RUN sudo apt-get update && \
    sudo apt-get install -y tmux && \
    sudo rm -rf /var/lib/apt/lists/*

There's plenty of customization options which I could discuss here, but to keep the tutorial short I will be skipping over this step. Feel free to check out my project for riced up development environment ideas.

4. Install Your Editor of Choice

Now we need something to edit source code. I can recommend Neovim, but any editor will do.

RUN sudo apt-get update && \
    sudo apt-get install -y neovim && \
    sudo rm -rf var/lib/apt/lists/*

As above, I am skipping customization options.

5. Install Your Runtime

In this example, we'll be installing NodeJs since most developers on the site use it. If you're using Python or some other language at this step you can install it instead.

RUN curl -o- https://raw.githubusercontent.com/creationix/nvm/v0.33.11/install.sh | bash

RUN . "$NVM_DIR/nvm.sh" && \
    nvm install --lts && \
    nvm alias default stable

Install any additional tools for your language of choice at this step.

Building, then running

All you need is to build the image before you can run it.

In your terminal, run:

docker build -t development-environment .

The final command to run your environment can vary based on what you want to transfer over. Here is an example command:

docker run --rm -ti \
    -v $HOME/workspace:/home/developer/workspace \
    development-environment bash

For a more detailed version of this tutorial, see my repository's tutorial section.

Posted on by:

aghost7 profile

Jonathan Boudreau


Software Developer located in the land of maple syrup.


markdown guide

it's really great to save your space by using alpine based images. usually the most popular images with databases and other tools could have -alpine in tag name. also it's good practice to rely on specific version for the image instead of using :latest for example.

in few months later when you decide to restore your development environment or setup the new laptop it could save our time.


I've tried doing something similar and for development it really doesn't pan out well. You end up trying to build something and you'll be missing a dependency or won't have the needed build tool of installed.

Keep in mind, this isn't for production images, its for developing from containers with your editor and all. If you ask me the usual best practices don't apply, its too different of a use case.


Great post.

I followed your tutorial and now develop from containers and its been pretty easy. Thanks for your work!


A suggestion here is, instead of installing all the required tools, we can directly choose the base platform we are developing for. For example, here we can use Official Node image as base image and install additional tools. over it. Similarly for python or php.

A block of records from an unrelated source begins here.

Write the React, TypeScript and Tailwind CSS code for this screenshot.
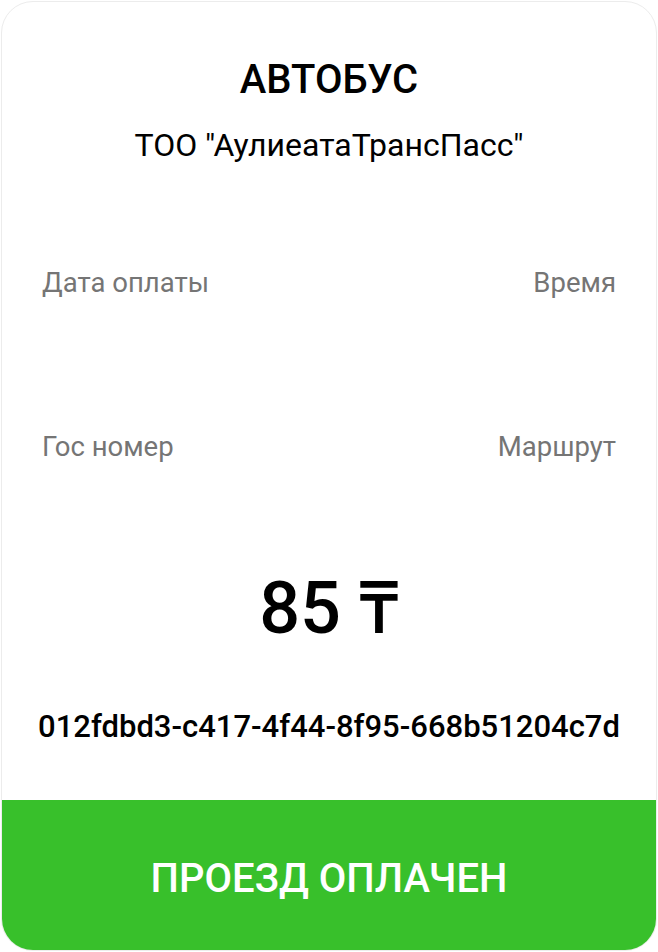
export default function App() {
  return (
    <div className="w-[658px] h-[952px] bg-white p-px" style={{ fontFamily: 'Roboto, "Noto Sans", sans-serif' }}>
      <div className="h-full flex flex-col rounded-[32px] border border-[#ececec] overflow-hidden bg-white">
        <div className="flex-1 flex flex-col px-10">
          <h1 className="mt-[52px] text-center text-[40px] leading-[52px] font-medium text-black">АВТОБУС</h1>
          <p className="mt-[19px] text-center text-[32px] leading-[40px] text-black">ТОО "АулиеатаТрансПасс"</p>

          <div className="mt-[100px] flex justify-between text-[27.5px] leading-[36px] text-[#757575]">
            <span>Дата оплаты</span>
            <span>Время</span>
          </div>
          <div className="mt-[128px] flex justify-between text-[27.5px] leading-[36px] text-[#757575]">
            <span>Гос номер</span>
            <span>Маршрут</span>
          </div>

          <div className="mt-[104px] text-center text-[72px] leading-[80px] font-medium text-black">85 ₸</div>
          <div className="mt-[58px] -mx-8 text-center text-[31px] leading-[40px] font-medium text-black">
            012fdbd3-c417-4f44-8f95-668b51204c7d
          </div>
        </div>
        <div className="h-[150px] bg-[#38c02b] flex items-center justify-center">
          <span className="mt-2 text-[40px] leading-[48px] font-medium text-white">ПРОЕЗД ОПЛАЧЕН</span>
        </div>
      </div>
    </div>
  )
}
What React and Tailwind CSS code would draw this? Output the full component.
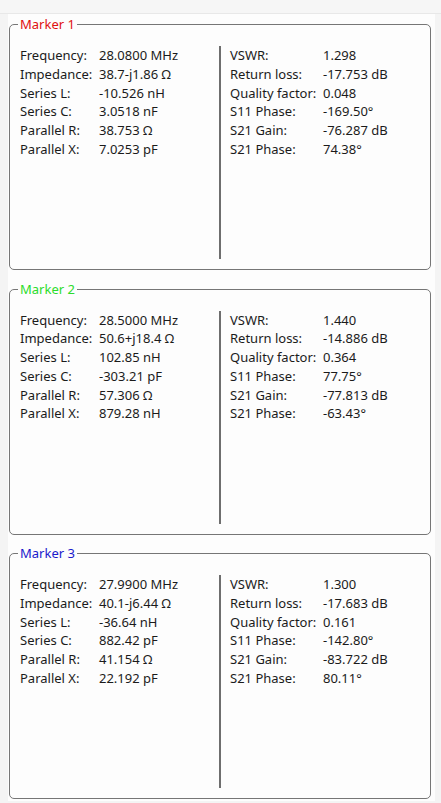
import React from 'react';

const markers = [
  {
    name: 'Marker 1',
    color: 'text-[#e01010]',
    left: [
      ['Frequency:', '28.0800 MHz'],
      ['Impedance:', '38.7-j1.86 Ω'],
      ['Series L:', '-10.526 nH'],
      ['Series C:', '3.0518 nF'],
      ['Parallel R:', '38.753 Ω'],
      ['Parallel X:', '7.0253 pF'],
    ],
    right: [
      ['VSWR:', '1.298'],
      ['Return loss:', '-17.753 dB'],
      ['Quality factor:', '0.048'],
      ['S11 Phase:', '-169.50°'],
      ['S21 Gain:', '-76.287 dB'],
      ['S21 Phase:', '74.38°'],
    ],
  },
  {
    name: 'Marker 2',
    color: 'text-[#2bdc2b]',
    left: [
      ['Frequency:', '28.5000 MHz'],
      ['Impedance:', '50.6+j18.4 Ω'],
      ['Series L:', '102.85 nH'],
      ['Series C:', '-303.21 pF'],
      ['Parallel R:', '57.306 Ω'],
      ['Parallel X:', '879.28 nH'],
    ],
    right: [
      ['VSWR:', '1.440'],
      ['Return loss:', '-14.886 dB'],
      ['Quality factor:', '0.364'],
      ['S11 Phase:', '77.75°'],
      ['S21 Gain:', '-77.813 dB'],
      ['S21 Phase:', '-63.43°'],
    ],
  },
  {
    name: 'Marker 3',
    color: 'text-[#1a1acc]',
    left: [
      ['Frequency:', '27.9900 MHz'],
      ['Impedance:', '40.1-j6.44 Ω'],
      ['Series L:', '-36.64 nH'],
      ['Series C:', '882.42 pF'],
      ['Parallel R:', '41.154 Ω'],
      ['Parallel X:', '22.192 pF'],
    ],
    right: [
      ['VSWR:', '1.300'],
      ['Return loss:', '-17.683 dB'],
      ['Quality factor:', '0.161'],
      ['S11 Phase:', '-142.80°'],
      ['S21 Gain:', '-83.722 dB'],
      ['S21 Phase:', '80.11°'],
    ],
  },
];

// label / value rows of one column
const Rows = ({ rows, labelWidth }) => (
  <div className="flex flex-col">
    {rows.map(([label, value]) => (
      <div key={label} className="flex leading-[18.8px] h-[18.8px] whitespace-nowrap">
        <span className={labelWidth}>{label}</span>
        <span>{value}</span>
      </div>
    ))}
  </div>
);

const MarkerBox = ({ marker }) => (
  <fieldset className="h-[254px] border border-[#767676] rounded-[5px] px-[10px] pb-[10px]">
    <legend className={`-ml-[2px] px-[2px] leading-[17px] ${marker.color}`}>{marker.name}</legend>
    <div className="mt-[13px] h-[213px] flex">
      <div className="w-[199px]">
        <Rows rows={marker.left} labelWidth="w-[79px]" />
      </div>
      <div className="w-[2px] bg-[#6e6e6e]" />
      <div className="pl-[9px]">
        <Rows rows={marker.right} labelWidth="w-[93px]" />
      </div>
    </div>
  </fieldset>
);

const App = () => {
  return (
    <div
      className="w-[441px] h-[803px] bg-[#f4f4f4] text-[13px] text-[#1b1b1b] overflow-hidden"
      style={{ fontFamily: '"Noto Sans", "Open Sans", sans-serif' }}
    >
      <div className="h-[14px] border-b border-[#e8e8e8] bg-[#f6f6f6]" />
      <div className="ml-[8px] w-[427px] h-[787px] bg-[#fdfdfd] pl-[1px] pr-[4px] pt-[2px] flex flex-col gap-[10.5px]">
        {markers.map((m) => (
          <MarkerBox key={m.name} marker={m} />
        ))}
      </div>
    </div>
  );
};

export default App;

I prefer to use Ubuntu as a base since I'm the most familiar with it. Most of the official images are based on Debian stretch. Also, for NodeJs I really can't live without NVM.


Also, for NodeJs I really can't live without NVM.

Is that because you’re locked into different versions, or does it do something else?

Yea depending on project I have to use specific versions.


Past January 9 (God willing) I will dockerize my production environment.

I install to much stuff on my debian that are there even when not actively working with them.


I assume you find vagrant too heavy weight? This is one of its core use cases against going with containers


Because of the image layering I find docker more convenient if you're going to add / remove things on a more regular basis.


This is nice for TUI development, but hard for full blown IDEs in a GUI, right?

Did anybody do something like this? What are methods for graphical connections? X? RDP? VNC?



It depends what operating system you're using. If on Linux, you can mount the X11 socket and that's pretty much all you need to do. Here's an example:

# allow user inside of container to connect to the X11 server
xhost +si:localuser:root
# create container running gedit
docker run -e DISPLAY -v /tmp/.X11-unix/:/tmp/.X11-unix ubuntu:bionic bash -c 'apt-get update; apt-get install gedit -y ; gedit'

Depending on the program you may also want to expose additional devices to leverage hardware acceleration. For example I think the Oni editor uses webgl.